The Washington Post, logo 

The Washington Post fut un journal courageux et intègre… en un autre temps. Il a été le premier quotidien à paraître sept jours sur sept en 1880, et dès 1970 à charger un médiateur de veiller sur l’indépendance du journal. Le journal a créé sa réputation d’intégrité — malgré quelques floches, dont le soutien de la guerre en Irak à partir d’informations délibérément fausses — parce que sa propriétaire a toujours défendu fermement le journalisme d’investigation, notamment les rapports secrets du Pentagone concernant la guerre du Viêt Nam, puis le scandale du Watergate dénoncé par Bob Woodward et Carl Bernstein. Si The Washington Post a souvent su évoluer avant les autres, le signal envoyé ces jours-ci est des plus inquiétants mais va dans le sens de l’Histoire contemporaine, car il indique combien la presse, longtemps considérée comme le quatrième pouvoir, devient progressivement soumise aux dirigeants en place, comme dans les régimes totalitaires. Il est vrai que la justice, le troisième pouvoir, désargentée, n’en mène déjà plus large.

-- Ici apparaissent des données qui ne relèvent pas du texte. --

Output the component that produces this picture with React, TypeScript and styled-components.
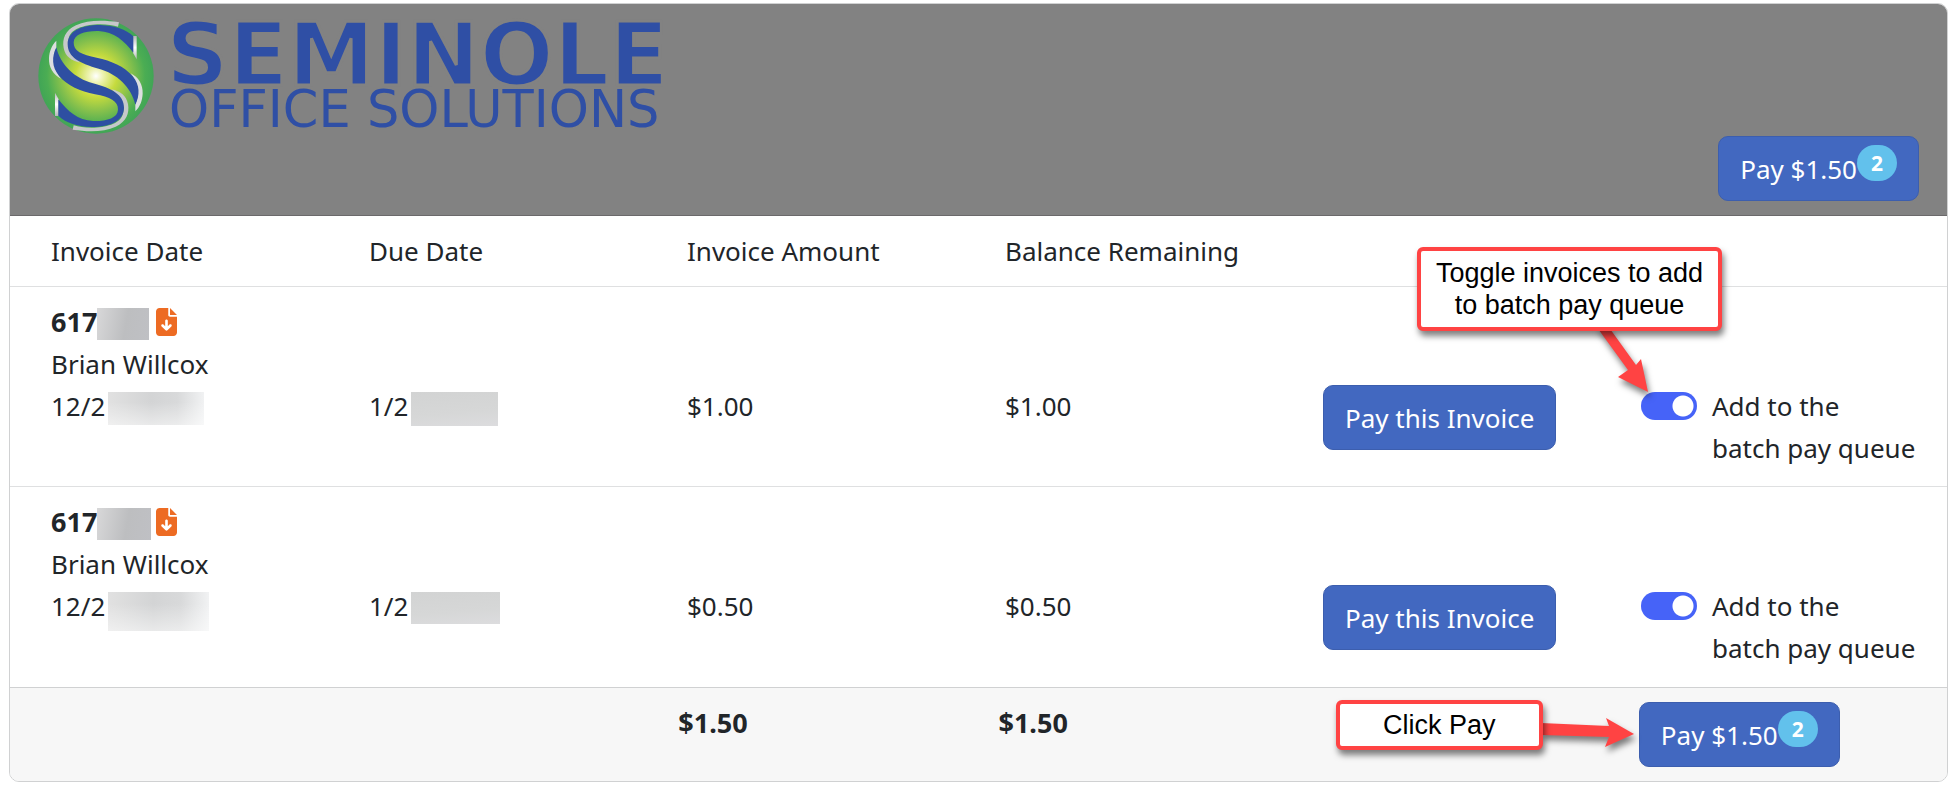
import React, { useState } from "react";
import styled, { createGlobalStyle } from "styled-components";
import { FaFileArrowDown } from "react-icons/fa6";

const GlobalStyle = createGlobalStyle`
  *, *::before, *::after { box-sizing: border-box; }
  body {
    margin: 0;
    background: #fff;
    color: #212529;
    font-family: "Noto Sans", "Open Sans", sans-serif;
    font-size: 26px;
    line-height: 42px;
  }
`;

const Page = styled.main`
  padding: 3px 9px;
`;

const Card = styled.section`
  border: 1px solid #d0d1d2;
  border-radius: 10px;
  background: #fff;
`;

const CardHeader = styled.header`
  display: flex;
  flex-direction: column;
  padding: 14px 28px;
  border-bottom: 1px solid #6b696b;
  border-radius: 9px 9px 0 0;
  background: #828282;
`;

const HeaderActions = styled.div`
  display: flex;
  justify-content: flex-end;
`;

const Button = styled.button`
  display: inline-flex;
  align-items: center;
  height: 65px;
  padding: 0 21px;
  border: 1px solid #3c5eae;
  border-radius: 10px;
  background: #4268c0;
  color: #fff;
  font: inherit;
  white-space: nowrap;
  cursor: pointer;
`;

const Badge = styled.span`
  margin-bottom: 12px;
  padding: 0 14px;
  border-radius: 18px;
  background: #62c1ec;
  font-size: 21px;
  font-weight: 700;
  line-height: 36px;
`;

const InvoiceTable = styled.table`
  display: block;
  text-align: left;
`;

const TableHead = styled.thead`
  display: block;
`;

const TableBody = styled.tbody`
  display: block;
`;

const TableFoot = styled.tfoot`
  display: block;
  border-top: 1px solid #d0d1d2;
  border-radius: 0 0 9px 9px;
  background: #f7f7f7;
`;

const Row = styled.tr`
  display: grid;
  grid-template-columns: repeat(6, minmax(0, 1fr));
  padding: 14px 2px 14px 27px;
`;

const HeadRow = styled(Row)`
  border-bottom: 1px solid #dfe0e1;
`;

const InvoiceRow = styled(Row)`
  padding-bottom: 17px;

  & + & {
    padding-bottom: 18px;
    border-top: 1px solid #dfe0e1;
  }
`;

const TotalRow = styled(Row)`
  padding-left: 14px;
  font-size: 27px;
  font-weight: 700;
`;

const HeadCell = styled.th`
  padding: 0 14px;
  font-weight: 400;
`;

const Cell = styled.td`
  padding: 0 14px;
`;

/* Lines up with the third text line of the invoice cell. */
const LowCell = styled(Cell)`
  padding-top: 84px;
`;

const Line = styled.div`
  display: flex;
  align-items: flex-start;
  height: 42px;
`;

const InvoiceNumber = styled.strong`
  display: flex;
  align-items: flex-start;
  width: 105px;
  font-size: 27px;
`;

const Redacted = styled.span<{ $w: number; $h: number; $tone: "dark" | "fade" | "flat" }>`
  width: ${(p) => p.$w}px;
  height: ${(p) => p.$h}px;
  margin-top: 7px;
  background: ${(p) =>
    p.$tone === "dark"
      ? "linear-gradient(100deg, #d8d8d9, #bdbec0 55%, #bfc0c4)"
      : p.$tone === "fade"
      ? "linear-gradient(to bottom, rgba(255,255,255,0) 30%, rgba(255,255,255,0.5)), linear-gradient(to right, #e1e1e1, #d3d4d5 45%, #d8d9da 72%, #f1f2f3)"
      : "linear-gradient(175deg, #d2d3d3, #d6d7d7 60%, #dcdcde)"};
`;

const ShortDate = styled.span<{ $w: number }>`
  width: ${(p) => p.$w}px;
`;

const DownloadLink = styled.a`
  display: flex;
  margin-top: 7px;
  color: #ed6b23;

  svg {
    width: 21px;
    height: 28px;
  }
`;

const ToggleLabel = styled.label`
  position: relative;
  display: flex;
  gap: 15px;
  align-items: flex-start;
`;

const Toggle = styled.input`
  flex: none;
  appearance: none;
  width: 56px;
  height: 28px;
  margin: 7px 0 0;
  border-radius: 14px;
  background: radial-gradient(circle at 14px 14px, #fff 10px, transparent 11px) #adb5bd;

  &:checked {
    background: radial-gradient(circle at 42px 14px, #fff 10px, transparent 11px) #4663f8;
  }
`;

const FootAction = styled.div`
  position: relative;
  display: flex;
  font-size: 26px;
  font-weight: 400;
`;

const Callout = styled.div<{ $left: number; $top: number; $width: number; $padY: number }>`
  position: absolute;
  left: ${(p) => p.$left}px;
  top: ${(p) => p.$top}px;
  width: ${(p) => p.$width}px;
  padding: ${(p) => p.$padY}px 0;
  border: 4px solid #ff4343;
  border-radius: 6px;
  background: #fff;
  box-shadow: 2px 5px 6px rgba(0, 0, 0, 0.5);
  color: #000;
  font-family: "Liberation Sans", Arial, sans-serif;
  font-size: 27px;
  line-height: 32px;
  text-align: center;
  white-space: nowrap;
`;

const Arrow = styled.svg<{ $left: number; $top: number }>`
  position: absolute;
  left: ${(p) => p.$left}px;
  top: ${(p) => p.$top}px;
  overflow: visible;
  filter: drop-shadow(2px 5px 3px rgba(0, 0, 0, 0.5));
  pointer-events: none;
`;

const LogoSvg = styled.svg`
  display: block;
  overflow: visible;
`;

function EmblemHalf() {
  return (
    <>
      <path
        d="M357 67C310 60 262 60 228 76C196 91 186 116 191 144C196 170 215 182 240 188L225 172C206 154 200 132 207 112C216 84 258 74 300 73C322 73 340 76 354 80Z"
        fill="#c6c8ca"
      />
      <path
        d="M392 220C416 232 429 254 428 281C427 302 420 320 406 334L406 312C418 292 416 250 392 220Z"
        fill="#dcdee0"
      />
      <path d="M399 108L410 108L410 178L399 158Z" fill="url(#silver)" />
      <path
        d="M400 109C378 88 345 77 300 75C240 75 203 96 203 133C203 172 240 191 296 206C350 220 395 262 406 314C420 286 420 254 398 229C372 198 335 183 290 173C245 165 220 153 221 127C222 102 255 92 296 93C342 95 372 122 400 158Z"
        fill="#2e4fa2"
      />
    </>
  );
}

function Logo() {
  return (
    <LogoSvg width="630" height="118" viewBox="0 0 630 118" role="img" aria-label="Seminole Office Solutions">
      <defs>
        <radialGradient id="globe" cx="0.5" cy="0.5" r="0.5">
          <stop offset="0" stopColor="#ffffff" />
          <stop offset="0.12" stopColor="#eef3b4" />
          <stop offset="0.36" stopColor="#c6db3e" />
          <stop offset="0.62" stopColor="#85c04c" />
          <stop offset="0.85" stopColor="#4bad53" />
          <stop offset="1" stopColor="#41a556" />
        </radialGradient>
        <linearGradient id="silver" x1="0" y1="0" x2="0" y2="1">
          <stop offset="0" stopColor="#b4b6b8" />
          <stop offset="0.5" stopColor="#ffffff" />
          <stop offset="1" stopColor="#b4b6b8" />
        </linearGradient>
      </defs>
      <svg x="0" y="0" width="116" height="116" viewBox="114 54 348 348">
        <circle cx="288" cy="228" r="173" fill="url(#globe)" />
        <EmblemHalf />
        <g transform="rotate(180 287.5 228)">
          <EmblemHalf />
        </g>
      </svg>
      <g fill="#2f4fa5" fontFamily='"DejaVu Sans", sans-serif'>
        <text x="128" y="67" fontSize="87" fontWeight="700" stroke="#828282" strokeWidth="3">
          SEMINOLE
        </text>
        <text x="131" y="109" fontSize="51">
          OFFICE SOLUTIONS
        </text>
      </g>
    </LogoSvg>
  );
}

function PayButton({ count }: { count: number }) {
  return (
    <Button type="button">
      Pay $1.50<Badge>{count}</Badge>
    </Button>
  );
}

const invoices = [
  { id: "a", amount: "$1.00", boxes: { number: [52, 32], date: [96, 33], due: [87, 34] } },
  { id: "b", amount: "$0.50", boxes: { number: [54, 32], date: [101, 39], due: [89, 32] } },
];

export default function App() {
  const [queued, setQueued] = useState<Record<string, boolean>>({ a: true, b: true });
  const count = Object.values(queued).filter(Boolean).length;

  return (
    <>
      <GlobalStyle />
      <Page>
        <Card>
          <CardHeader>
            <Logo />
            <HeaderActions>
              <PayButton count={count} />
            </HeaderActions>
          </CardHeader>
          <InvoiceTable>
            <TableHead>
              <HeadRow>
                <HeadCell>Invoice Date</HeadCell>
                <HeadCell>Due Date</HeadCell>
                <HeadCell>Invoice Amount</HeadCell>
                <HeadCell>Balance Remaining</HeadCell>
              </HeadRow>
            </TableHead>
            <TableBody>
              {invoices.map(({ id, amount, boxes }, index) => (
                <InvoiceRow key={id}>
                  <Cell>
                    <Line>
                      <InvoiceNumber>
                        617
                        <Redacted $w={boxes.number[0]} $h={boxes.number[1]} $tone="dark" />
                      </InvoiceNumber>
                      <DownloadLink href="#" aria-label="Download invoice">
                        <FaFileArrowDown />
                      </DownloadLink>
                    </Line>
                    <Line>Brian Willcox</Line>
                    <Line>
                      <ShortDate $w={57}>12/2</ShortDate>
                      <Redacted $w={boxes.date[0]} $h={boxes.date[1]} $tone="fade" />
                    </Line>
                  </Cell>
                  <LowCell>
                    <Line>
                      <ShortDate $w={42}>1/2</ShortDate>
                      <Redacted $w={boxes.due[0]} $h={boxes.due[1]} $tone="flat" />
                    </Line>
                  </LowCell>
                  <LowCell>{amount}</LowCell>
                  <LowCell>{amount}</LowCell>
                  <LowCell>
                    <Button type="button">Pay this Invoice</Button>
                  </LowCell>
                  <LowCell>
                    <ToggleLabel>
                      <Toggle
                        type="checkbox"
                        checked={queued[id]}
                        onChange={(e) => setQueued({ ...queued, [id]: e.target.checked })}
                      />
                      <span>
                        Add to the
                        <br />
                        batch pay queue
                      </span>
                      {index === 0 && (
                        <>
                          <Arrow $left={-45} $top={-59} width="54" height="66" aria-hidden="true">
                            <path d="M0 0L32 44L22 51L52 66L45 33L40 39L12 0Z" fill="#ff4343" />
                          </Arrow>
                          <Callout $left={-224} $top={-138} $width={305} $padY={6}>
                            Toggle invoices to add
                            <br />
                            to batch pay queue
                          </Callout>
                        </>
                      )}
                    </ToggleLabel>
                  </LowCell>
                </InvoiceRow>
              ))}
            </TableBody>
            <TableFoot>
              <TotalRow>
                <Cell />
                <Cell />
                <Cell>$1.50</Cell>
                <Cell>$1.50</Cell>
                <Cell />
                <Cell>
                  <FootAction>
                    <PayButton count={count} />
                    <Arrow $left={-98} $top={15} width="93" height="32" aria-hidden="true">
                      <path d="M0 6L68 9L65 1L93 17L64 30L68 20L0 18Z" fill="#ff4343" />
                    </Arrow>
                    <Callout $left={-303} $top={-2} $width={207} $padY={5}>
                      Click Pay
                    </Callout>
                  </FootAction>
                </Cell>
              </TotalRow>
            </TableFoot>
          </InvoiceTable>
        </Card>
      </Page>
    </>
  );
}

Orson Welles, Citizen Kane, première affiche, 1941 © HA.com

On se souvient de Citizen Kane, le film réalisé par Orson Welles en 1941, parfois considéré comme le meilleur film de tous les temps. Il raconte le parcours de Charles Foster Kane, homme médiatique pétri d’un idéalisme d’intégrité mais qui évolue vers une accumulation sans limite de pouvoir politique, de richesse et de paranoïa. Depuis 2013, The Washington Post est dans l’escarcelle de Jeff Bezos, avec les conséquences que l’on constate.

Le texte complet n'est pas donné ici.